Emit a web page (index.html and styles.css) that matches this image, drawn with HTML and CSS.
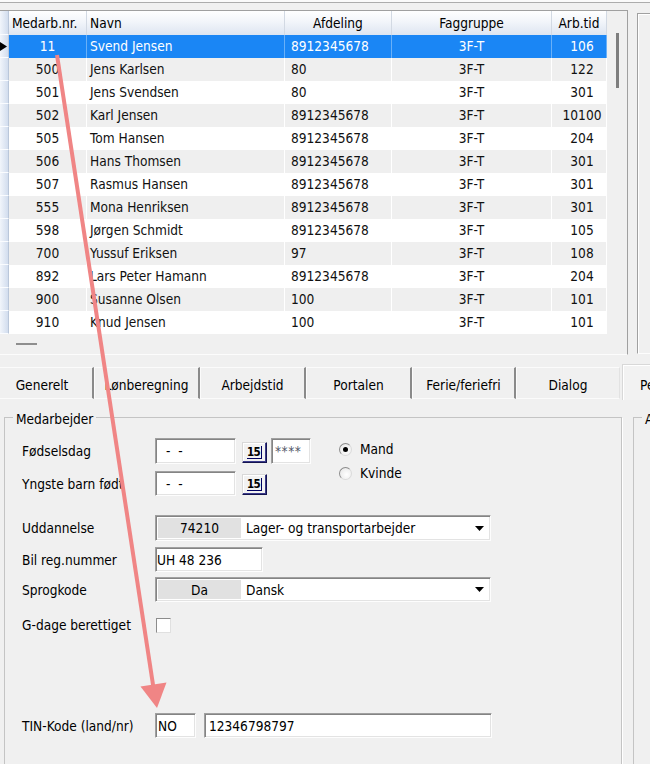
FILE: index.html
```html
<!DOCTYPE html>
<html lang="da">
<head>
<meta charset="utf-8">
<title>Medarbejder</title>
<link rel="stylesheet" href="styles.css">
</head>
<body>
<div class="app">
  <div class="topstrip"></div>
  <div class="upper">
    <div class="gridpanel">
      <div class="gridmain">
        <table class="grid">
          <colgroup>
            <col class="w-ind"><col class="w-nr"><col class="w-navn"><col class="w-afd"><col class="w-fag"><col class="w-tid">
          </colgroup>
          <thead>
            <tr><th class="ind"></th><th class="h-left">Medarb.nr.</th><th class="h-left">Navn</th><th>Afdeling</th><th>Faggruppe</th><th>Arb.tid</th></tr>
          </thead>
          <tbody>
            <tr class="sel"><td class="ind"><svg class="pointer" width="7" height="9" viewBox="0 0 7 9"><polygon points="0,0 7,4.5 0,9" fill="#000"/></svg></td><td class="nr">11</td><td class="navn">Svend Jensen</td><td class="afd">8912345678</td><td class="fag">3F-T</td><td class="tid">106</td></tr>
            <tr class="alt"><td class="ind"></td><td class="nr">500</td><td class="navn">Jens Karlsen</td><td class="afd">80</td><td class="fag">3F-T</td><td class="tid">122</td></tr>
            <tr><td class="ind"></td><td class="nr">501</td><td class="navn">Jens Svendsen</td><td class="afd">80</td><td class="fag">3F-T</td><td class="tid">301</td></tr>
            <tr class="alt"><td class="ind"></td><td class="nr">502</td><td class="navn">Karl Jensen</td><td class="afd">8912345678</td><td class="fag">3F-T</td><td class="tid">10100</td></tr>
            <tr><td class="ind"></td><td class="nr">505</td><td class="navn">Tom Hansen</td><td class="afd">8912345678</td><td class="fag">3F-T</td><td class="tid">204</td></tr>
            <tr class="alt"><td class="ind"></td><td class="nr">506</td><td class="navn">Hans Thomsen</td><td class="afd">8912345678</td><td class="fag">3F-T</td><td class="tid">301</td></tr>
            <tr><td class="ind"></td><td class="nr">507</td><td class="navn">Rasmus Hansen</td><td class="afd">8912345678</td><td class="fag">3F-T</td><td class="tid">301</td></tr>
            <tr class="alt"><td class="ind"></td><td class="nr">555</td><td class="navn">Mona Henriksen</td><td class="afd">8912345678</td><td class="fag">3F-T</td><td class="tid">301</td></tr>
            <tr><td class="ind"></td><td class="nr">598</td><td class="navn">Jørgen Schmidt</td><td class="afd">8912345678</td><td class="fag">3F-T</td><td class="tid">105</td></tr>
            <tr class="alt"><td class="ind"></td><td class="nr">700</td><td class="navn">Yussuf Eriksen</td><td class="afd">97</td><td class="fag">3F-T</td><td class="tid">108</td></tr>
            <tr><td class="ind"></td><td class="nr">892</td><td class="navn">Lars Peter Hamann</td><td class="afd">8912345678</td><td class="fag">3F-T</td><td class="tid">204</td></tr>
            <tr class="alt"><td class="ind"></td><td class="nr">900</td><td class="navn">Susanne Olsen</td><td class="afd">100</td><td class="fag">3F-T</td><td class="tid">101</td></tr>
            <tr><td class="ind"></td><td class="nr">910</td><td class="navn">Knud Jensen</td><td class="afd">100</td><td class="fag">3F-T</td><td class="tid">101</td></tr>
          </tbody>
        </table>
        <div class="hscroll"><span class="hthumb"></span></div>
      </div>
      <div class="vscroll"><span class="vthumb"></span></div>
    </div>
    <div class="sidepanel"></div>
  </div>

  <div class="tabs">
    <div class="tab first">Generelt</div>
    <div class="tab">Lønberegning</div>
    <div class="tab">Arbejdstid</div>
    <div class="tab">Portalen</div>
    <div class="tab narrow">Ferie/feriefri</div>
    <div class="tab narrow last">Dialog</div>
    <div class="tab active">Pe</div>
  </div>

  <div class="page">
    <fieldset class="group main">
      <legend>Medarbejder</legend>
      <div class="toprows">
        <div class="lbl">Fødselsdag</div>
        <div class="fields">
          <div class="input date">-  -</div>
          <div class="calbtn"><span class="cal">15</span></div>
          <div class="input stars">****</div>
        </div>
        <div class="radios">
          <div class="radio"><span class="dot on"></span>Mand</div>
          <div class="radio"><span class="dot"></span>Kvinde</div>
        </div>
        <div class="lbl">Yngste barn født</div>
        <div class="fields">
          <div class="input date">-  -</div>
          <div class="calbtn"><span class="cal">15</span></div>
        </div>
      </div>

      <div class="row r-udd">
        <div class="lbl">Uddannelse</div>
        <div class="combo">
          <div class="code">74210</div>
          <div class="ctext">Lager- og transportarbejder</div>
          <div class="drop"><svg width="9" height="5" viewBox="0 0 9 5"><polygon points="0,0 9,0 4.5,5" fill="#000"/></svg></div>
        </div>
      </div>
      <div class="row r-bil">
        <div class="lbl">Bil reg.nummer</div>
        <div class="input reg">UH 48 236</div>
      </div>
      <div class="row r-sprog">
        <div class="lbl">Sprogkode</div>
        <div class="combo">
          <div class="code">Da</div>
          <div class="ctext">Dansk</div>
          <div class="drop"><svg width="9" height="5" viewBox="0 0 9 5"><polygon points="0,0 9,0 4.5,5" fill="#000"/></svg></div>
        </div>
      </div>
      <div class="row r-g">
        <div class="lbl">G-dage berettiget</div>
        <div class="chk"></div>
      </div>
      <div class="row r-tin">
        <div class="lbl">TIN-Kode (land/nr)</div>
        <div class="input land">NO</div>
        <div class="input tinnr">12346798797</div>
      </div>
    </fieldset>
    <fieldset class="group side">
      <legend>A</legend>
    </fieldset>
  </div>

  <svg class="arrow" width="650" height="764" viewBox="0 0 650 764">
    <line x1="57" y1="55" x2="153.5" y2="688" stroke="#f08585" stroke-width="4"/>
    <polygon points="140.5,686.5 166.5,682.5 157,708" fill="#f08585"/>
  </svg>
</div>
</body>
</html>
```
FILE: styles.css
```css
html, body {
  margin: 0;
  padding: 0;
  background: #f0f0f0;
  overflow: hidden;
}
body {
  font-family: "DejaVu Sans Condensed", "DejaVu Sans", sans-serif;
  font-stretch: condensed;
  font-size: 13.6px;
  color: #000;
}
.app {
  position: relative;
  width: 650px;
  height: 764px;
  overflow: hidden;
}

/* top strip */
.topstrip {
  height: 2px;
  background: #fafafa;
  border-bottom: 1px solid #acacac;
  margin-bottom: 7px;
}

/* upper area */
.upper {
  display: flex;
  height: 345px;
}
.gridpanel {
  width: 627px;
  height: 343px;
  display: flex;
  border-top: 1px solid #a0a0a0;
  border-right: 1px solid #a0a0a0;
  border-bottom: 1px solid #fcfcfc;
}
.gridmain {
  width: 607px;
  display: flex;
  flex-direction: column;
}
.grid {
  width: 607px;
  table-layout: fixed;
  border-collapse: separate;
  border-spacing: 0;
}
.w-ind { width: 9px; }
.w-nr { width: 78px; }
.w-navn { width: 198px; }
.w-afd { width: 107px; }
.w-fag { width: 160px; }
.w-tid { width: 55px; }

.grid thead tr { height: 24px; }
.grid tbody tr { height: 23px; }
.grid th {
  font-weight: normal;
  padding: 0 3px;
  text-align: center;
  white-space: nowrap;
  background: linear-gradient(#ffffff, #f2f5fa 45%, #dde5f1);
  border-right: 1px solid #d2d9e3;
  line-height: 16px;
}
.grid th.h-left { text-align: left; }
.grid td {
  padding: 0 3px 2px;
  white-space: nowrap;
  overflow: hidden;
  line-height: 16px;
  border-right: 1px solid #ffffff;
  background: #ffffff;
  color: #111;
}
.grid tr.alt td { background: #efefef; }
.grid tr.sel td {
  background: #1a86f5;
  color: #fff;
  border-right-color: rgba(255, 255, 255, 0.35);
}
.grid th.ind,
.grid td.ind,
.grid tr.alt td.ind,
.grid tr.sel td.ind {
  padding: 0;
  background: linear-gradient(to right, #f1f5fb, #d2ddee);
  border-right: 1px solid #bac7da;
  border-bottom: 1px solid #fafcff;
}
.pointer { display: block; }
.grid td.nr { text-align: center; }
.grid td.navn { text-align: left; }
.grid td.afd { text-align: left; padding-left: 6px; }
.grid td.fag { text-align: center; }
.grid td.tid { text-align: center; padding-left: 9px; }

.hscroll {
  height: 20px;
  display: flex;
  align-items: flex-start;
}
.hthumb {
  display: block;
  width: 21px;
  height: 2px;
  margin: 9px 0 0 16px;
  background: #8e8e8e;
}
.vscroll {
  width: 20px;
}
.vthumb {
  display: block;
  width: 3px;
  height: 55px;
  margin: 22px 0 0 9px;
  background: #7e7e7e;
}
.sidepanel {
  flex: 1;
  margin: 3px 0 0 9px;
  height: 339px;
  border-left: 1px solid #a0a0a0;
  border-top: 1px solid #a0a0a0;
  border-bottom: 1px solid #fdfdfd;
  box-shadow: inset 1px 1px 0 #ffffff;
}

/* tabs */
.tabs {
  display: flex;
  height: 36px;
  margin-top: 9px;
}
.tab {
  box-sizing: border-box;
  flex: none;
  width: 106px;
  height: 32px;
  margin-top: 3px;
  padding-top: 4px;
  border-top: 1px solid #fbfbfb;
  border-left: 1px solid #fbfbfb;
  border-right: 2px solid #8a8a8a;
  border-bottom: 1px solid #fbfbfb;
  display: flex;
  align-items: center;
  justify-content: center;
  white-space: nowrap;
}
.tab.first {
  width: 94px;
  border-left: none;
  padding-right: 8px;
}
.tab.narrow { width: 104px; }
.tab.last {
  border-right: 1px solid #e2e2e2;
  margin-right: 2px;
}
.tab.active {
  flex: 1;
  width: auto;
  height: 36px;
  margin-top: 0;
  padding-top: 5px;
  justify-content: flex-start;
  padding-left: 17px;
  border-top: 1px solid #d8d8d8;
  border-left: 1px solid #d8d8d8;
  border-right: none;
  border-bottom: none;
  box-shadow: inset 1px 1px 0 #ffffff;
  background: #f2f2f2;
  overflow: hidden;
}

/* tab page */
.page {
  display: flex;
  gap: 11px;
  padding-left: 4px;
}
.group {
  box-sizing: border-box;
  margin: 8px 0 0 0;
  padding: 12px 0 0 17px;
  height: 420px;
  min-width: 0;
  border: 1px solid #c4c4c4;
  box-shadow: 1px 1px 0 #ffffff;
  flex: none;
}
.group legend {
  margin-left: -9px;
  padding: 4px 3px 0;
  line-height: 14px;
  background: #f0f0f0;
}
.group.main { width: 618px; }
.group.side { width: 120px; }

.lbl {
  width: 133px;
  flex: none;
  white-space: nowrap;
}

.toprows {
  display: grid;
  grid-template-columns: 133px 156px auto;
  grid-template-rows: 26px 25px;
  row-gap: 7px;
  align-items: center;
}
.fields {
  display: flex;
  height: 100%;
}
.radios {
  grid-column: 3;
  grid-row: 1 / 3;
  align-self: start;
  margin-top: -1px;
  padding-left: 28px;
}
.radio {
  height: 24px;
  display: flex;
  align-items: center;
}
.dot {
  box-sizing: border-box;
  width: 13px;
  height: 13px;
  border-radius: 50%;
  border: 1px solid;
  border-color: #8c8c8c #dadada #dadada #8c8c8c;
  background: radial-gradient(circle at 60% 60%, #ffffff, #e4e4e4);
  margin-right: 8px;
}
.dot.on::after {
  content: "";
  display: block;
  width: 5px;
  height: 5px;
  margin: 3px;
  border-radius: 50%;
  background: #000;
}

.input {
  box-sizing: border-box;
  background: #fff;
  border: 1px solid;
  border-color: #a0a0a0 #fdfdfd #fdfdfd #a0a0a0;
  box-shadow: inset 1px 1px 0 #848484, inset -1px -1px 0 #e3e3e3;
  display: flex;
  align-items: center;
  white-space: pre;
  height: 100%;
}
.input.date {
  width: 81px;
  padding-left: 10px;
}
.input.stars {
  width: 40px;
  margin-left: 4px;
  padding-left: 3px;
  align-items: flex-start;
  padding-top: 4px;
  color: #505566;
  letter-spacing: 0.5px;
}
.calbtn {
  box-sizing: border-box;
  width: 25px;
  height: 21px;
  margin-left: 6px;
  align-self: flex-end;
  margin-bottom: 1px;
  border: 1px solid;
  border-color: #d8d8d8 #141450 #141450 #d8d8d8;
  box-shadow: inset -1px -1px 0 #3c3c8c, inset 1px 1px 0 #ffffff;
  background: #f2f2f2;
  display: flex;
  align-items: center;
  justify-content: center;
}
.cal {
  font-family: "DejaVu Sans", sans-serif;
  font-size: 11.5px;
  font-weight: bold;
  line-height: 12px;
  letter-spacing: -0.8px;
  padding: 0 1px 0 0;
  border-bottom: 1px solid #000060;
  border-right: 1px solid #000060;
}

.row {
  display: flex;
  align-items: center;
}
.r-udd { margin-top: 19px; height: 26px; }
.r-bil { margin-top: 6px; height: 25px; }
.r-sprog { margin-top: 5px; height: 25px; }
.r-g { margin-top: 10px; height: 26px; }
.r-tin { margin-top: 75px; height: 25px; }

.combo {
  box-sizing: border-box;
  width: 336px;
  height: 100%;
  display: flex;
  background: #fff;
  border: 1px solid;
  border-color: #a0a0a0 #fdfdfd #fdfdfd #a0a0a0;
  box-shadow: inset 1px 1px 0 #848484, inset -1px -1px 0 #e3e3e3;
  padding: 2px 1px 2px 2px;
}
.code {
  width: 83px;
  background: #e1e1e1;
  display: flex;
  align-items: center;
  justify-content: center;
}
.ctext {
  flex: 1;
  padding-left: 5px;
  display: flex;
  align-items: center;
  white-space: nowrap;
}
.drop {
  width: 20px;
  display: flex;
  align-items: center;
  justify-content: center;
}
.drop svg { display: block; }

.input.reg {
  width: 108px;
  padding-left: 1px;
}
.chk {
  box-sizing: border-box;
  width: 15px;
  height: 15px;
  margin-left: 1px;
  background: #fff;
  border: 1px solid;
  border-color: #8c8c8c #e0e0e0 #e0e0e0 #8c8c8c;
}
.input.land {
  width: 41px;
  padding-left: 2px;
}
.input.tinnr {
  width: 288px;
  margin-left: 8px;
  padding-left: 4px;
}

.arrow {
  position: absolute;
  left: 0;
  top: 0;
  pointer-events: none;
}
```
- - -
» Exercise requirements
Which lines in the data above contain "index"? Show each one.

» Written solution
Emit a web page (index.html and styles.css) that matches this image, drawn with HTML and CSS.
FILE: index.html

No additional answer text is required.